TerryAnn Defenser in University Relations came to the Archives to get my signature on a copy of “Gary’s First Hundred Years” that she intends to give a friend named Marty. She also got Steve to inscribe “Steel Giants.”
Retired Sociology professor Barry Johnston passed away. He was about my age and quite a stud when he first showed up on campus with long hair, a Texas accent, and riding a motorcycle. I played tennis with him and poker, and he was a very tough teacher and prolific scholar. At lunch Chuck Gallmeier talked about rooming with him when they’d travel together to Sociology conferences. I interviewed him while researching a history of IUN, and this is how he described being interviewed in 1973 by administrator Herman Feldman: “I had done a master’s thesis on hippies and the drug experience. In my vita I called it a participant/observation study. Feldman wanted to know how much participation I had done. I phrased my answer carefully. I had shoulder-length hair and a beard and was committed to an alternative lifestyle. I enjoyed being an intellectual but relished living life on the boundaries. I tried to answer Herman’s question honestly without leading myself into harm’s way.”
Last evening I bowled better than usual but the Engineers lost all three games, the last one by a single point despite our clean-up man David “Duke” Caminski rolling a 269. In the tenth he struck and then left a eight pin on a perfect hit.
I interviewed State Senator Earline Rogers for my “On Their Shoulders” project. Her dad Earl Smith, was a tremendous athlete in high school at Froebel who had to quit college when his mother’s health failed. Becoming a steelworker, he worked different shifts and would often come home angry over the way Blacks were discriminated against. It was his hope that all five of his children would graduate from college, and they eventually did. Earline grew up in a Delaney Housing Project home. Her mom was a good campaigner when Earline went into politics. Earline ran for mayor in 1995 and would have beaten Scott King had not a second Black candidate Judge Charles Graddick, not divided the Black vote. She got her competitive streak from her dad and would have been a good mayor.
I had great food at Asia Day in the Savannah gym. Former vice chancellor Marilyn Vasquez was one of the servers. There was a fashion show and other entertainment. During one musical interlude Tanice Foltz came up and started dancing with me. One woman got a dozen students to help her demonstrate examples of laugh therapy. Vice Chancellor David Malik handed out candy bars to folks who correctly answered questions about various Asian countries.

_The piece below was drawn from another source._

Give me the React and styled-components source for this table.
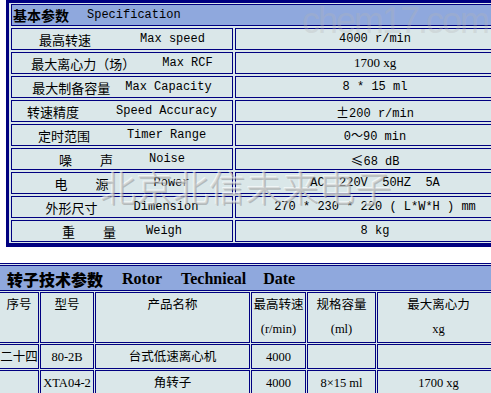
import React from "react";
import styled, { createGlobalStyle } from "styled-components";

const NAVY = "#000080";
const HEAD = "#8fa8dd";
const CELL = "#dae7e9";
const CJK = `"Noto Sans CJK SC", sans-serif`;

const specs = [
  { cn: ["最高转速"], en: "Max speed", gap: 49, value: "4000 r/min" },
  { cn: ["最大离心力（场）"], en: "Max RCF", gap: 27, value: "1700 xg", serif: true },
  { cn: ["最大制备容量"], en: "Max Capacity", gap: 15, value: "8 * 15 ml" },
  { cn: ["转速精度"], en: "Speed Accuracy", gap: 37, wide: "±", value: "200 r/min" },
  { cn: ["定时范围"], en: "Timer Range", gap: 37, value: "0～90 min" },
  { cn: ["噪", "声"], en: "Noise", gap: 36, wide: "≤", value: "68 dB" },
  { cn: ["电", "源"], en: "Power", gap: 45, value: "AC  220V  50HZ  5A" },
  { cn: ["外形尺寸"], en: "Dimension", gap: 36, value: "270 * 230 * 220 ( L*W*H ) mm" },
  { cn: ["重", "量"], en: "Weigh", gap: 30, value: "8 kg" },
];

const rotors = [
  ["二十四", "80-2B", "台式低速离心机", "4000", "", ""],
  ["", "XTA04-2", "角转子", "4000", "8×15 ml", "1700 xg"],
];

const Global = createGlobalStyle`
  body { margin: 0; background: #fff; }
`;

const Page = styled.div`
  position: relative;
  width: 491px;
  height: 393px;
  overflow: hidden;
  background: #fff;
`;

const SpecTable = styled.div`
  width: 504px;
  margin-left: 6px;
  padding: 1px 2px;
  border: 3px solid ${NAVY};
  border-bottom-width: 4px;
  background: ${CELL};
  display: flex;
  flex-direction: column;
  gap: 2px;
`;

const SpecHead = styled.div`
  height: 22px;
  box-sizing: border-box;
  border: 1px solid ${NAVY};
  background: ${HEAD};
  display: flex;
  align-items: center;
  gap: 18px;
  padding-left: 1px;
  & b {
    font-family: ${CJK};
    font-size: 14px;
  }
  & span {
    font-family: "Liberation Mono", monospace;
    font-size: 12px;
  }
`;

const SpecRow = styled.div`
  display: grid;
  grid-template-columns: 222px 280px;
  gap: 2px;
`;

const SpecCell = styled.div`
  height: 22px;
  box-sizing: border-box;
  border: 1px solid ${NAVY};
  background: ${CELL};
  display: flex;
  align-items: center;
  justify-content: center;
  gap: ${(p) => p.$gap || 0}px;
  white-space: pre;
  font-family: ${(p) => (p.$serif ? `"Liberation Serif", serif` : `"Liberation Mono", ${CJK}`)};
  font-size: ${(p) => (p.$serif ? 13 : 12)}px;
  color: #000;
`;

const Cn = styled.span`
  display: flex;
  gap: 28px;
  font-family: ${CJK};
  font-size: 13px;
`;

const Wide = styled.span`
  font-family: ${CJK};
  font-size: 13px;
`;

const RotorTable = styled.div`
  width: 510px;
  margin-top: 16px;
  margin-left: -3px;
  padding: 1px;
  border-top: 1px solid ${NAVY};
  border-left: 1px solid ${NAVY};
  background: ${CELL};
  display: grid;
  grid-template-columns: 40px 54px 155px 55px 69px 123px;
  grid-template-rows: 26px 51px 25px 25px;
  gap: 1px;
`;

const RotorHead = styled.div`
  grid-column: 1 / -1;
  border: 1px solid ${NAVY};
  background: ${HEAD};
  display: flex;
  align-items: center;
  gap: 19px;
  padding: 2px 0 0 7px;
  font-family: "Liberation Serif", serif;
  font-size: 16px;
  font-weight: bold;
  white-space: nowrap;
  & b {
    font-family: ${CJK};
  }
`;

const Cell = styled.div`
  border: 1px solid ${NAVY};
  background: ${CELL};
  display: flex;
  flex-direction: column;
  align-items: center;
  justify-content: ${(p) => (p.$top ? "flex-start" : "center")};
  font-family: "Liberation Serif", ${CJK};
  font-size: 12.5px;
  line-height: 24px;
  white-space: nowrap;
`;

const Stamp = styled.div`
  position: absolute;
  left: 100px;
  top: 166px;
  font-family: ${CJK};
  font-size: 36px;
  font-weight: 300;
  line-height: 40px;
  letter-spacing: 0.5px;
  color: rgba(200, 200, 200, 0.55);
  text-shadow: 1px 1px 0 rgba(130, 130, 130, 0.45), -1px -1px 0 rgba(255, 255, 255, 0.6);
  white-space: nowrap;
  pointer-events: none;
`;

const Mark = styled.div`
  position: absolute;
  left: 302px;
  top: 3px;
  font-family: "Liberation Sans", sans-serif;
  font-size: 36px;
  line-height: 36px;
  letter-spacing: -2px;
  color: rgba(180, 180, 180, 0.3);
  pointer-events: none;
`;

export default function App() {
  return (
    <Page>
      <Global />
      <SpecTable>
        <SpecHead>
          <b>基本参数</b>
          <span>Specification</span>
        </SpecHead>
        {specs.map((s) => (
          <SpecRow key={s.en}>
            <SpecCell $gap={s.gap}>
              <Cn>
                {s.cn.map((c) => (
                  <span key={c}>{c}</span>
                ))}
              </Cn>
              <span>{s.en}</span>
            </SpecCell>
            <SpecCell $serif={s.serif}>
              <span>
                {s.wide && <Wide>{s.wide}</Wide>}
                {s.value}
              </span>
            </SpecCell>
          </SpecRow>
        ))}
      </SpecTable>

      <RotorTable>
        <RotorHead>
          <b>转子技术参数</b>
          <span>Rotor</span>
          <span>Technieal</span>
          <span style={{ marginLeft: -2 }}>Date</span>
        </RotorHead>
        <Cell $top>序号</Cell>
        <Cell $top>型号</Cell>
        <Cell $top>产品名称</Cell>
        <Cell $top>
          <span>最高转速</span>
          <span>(r/min)</span>
        </Cell>
        <Cell $top>
          <span>规格容量</span>
          <span>(ml)</span>
        </Cell>
        <Cell $top>
          <span>最大离心力</span>
          <span>xg</span>
        </Cell>
        {rotors.map((r, i) =>
          r.map((v, j) => <Cell key={`${i}-${j}`}>{v}</Cell>)
        )}
      </RotorTable>

      <Mark>chem17.com</Mark>
      <Stamp>北京北信未来电子</Stamp>
    </Page>
  );
}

Chris Young’s student Elizabeth Laduke met me at the Archives to ask about the Elbert H. Gary statue downtown and the Michael Jackson monument in front of the house where he grew up. I mentioned that Judge Gary was no friend to African-American steelworkers and that there was a movement during the 1970s to change the city’s name to DuSable. I defended Michael against charges that he never did anything for the city and speculated that there might be a statue of his likeness in the future as fans continue to gather outside the house on special occasions.